談話的後半部分,我從回答問題的人變成了提出問題的人。

Not wanting to be so brazen, I started tentatively by asking if my inquisitive conversation partner was married with children。

因爲不想過於失禮,我只是嘗試問了對方有關家庭、孩子方面的問題。

She lit up, telling me all about her family and her job and her lack of time for after-work fun. She even told me she was too skinny because she was working so hard she hardly had time to eat。

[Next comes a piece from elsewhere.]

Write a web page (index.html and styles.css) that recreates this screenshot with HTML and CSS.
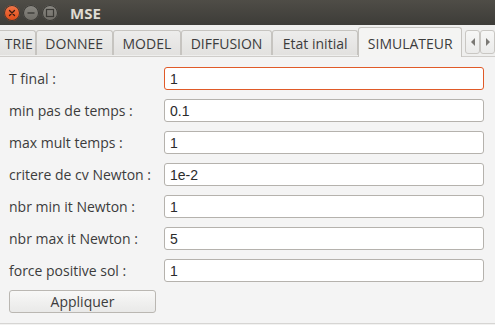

這位女士立刻興奮起來,滔滔不絕地跟我講起她的家庭、她的工作,以及她在工作之餘如何沒有時間玩樂。她甚至還跟我說她這麼瘦是因爲工作太忙而幾乎沒有時間吃飯。

We ended the hour feeling close. Then, as I went about my day, I thought about that conversation. I realized that the way my new friend held court was simply the Chinese way for finding common ground。

大概一個小時之後,我們結束了“親密的交談”。那天晚上我想到這段談話時,突然意識到我的這位新朋友拉近陌生人距離的這種方式在中國其實是很常見的。

That said, following are some other ways in which things are done in China that might be surprising to the uninitiated American business traveler:

下面是其他一些讓外國人感到奇怪的、但中國人卻覺得很平常的事:

•When standing up while conducting a one-on-one conversation, don't back away simply because your Chinese counterpart seems a little too close for your comfort。

站着進行面對面談話時,不要因爲對方(中國人)和你靠太近就往後退,這是不禮貌的。

•If you are lining up to wait for, say, a train or a bus, don't be surprised if you are shoved or pushed -- and don't get into a confrontation because of this。

在火車站或汽車站排隊的時候,如果被人推到或擠到也不要大驚小怪,更不要因爲這個和別人吵起來。

•If you want to point to something, use an open hand instead of using your index finger。

如果你要指東西,要伸開整個手去指,而不要用食指。

•Be on time (or a little early) for a meeting. In China, punctuality is a must。

開會或會面時要準時或是早到,在中國守時是必須的。

•Finally, keep your hands to yourself, even if you are just trying to make a simple gesture to accompany what you have to say. In China, use your words instead of acting them out or you might be considered overly dramatic。

最後,即使你只是想在說話時做個簡單的手勢,也請不要這樣做。在中國,儘量用語言而不是手勢來表達自己,否則會被人覺得過於誇張。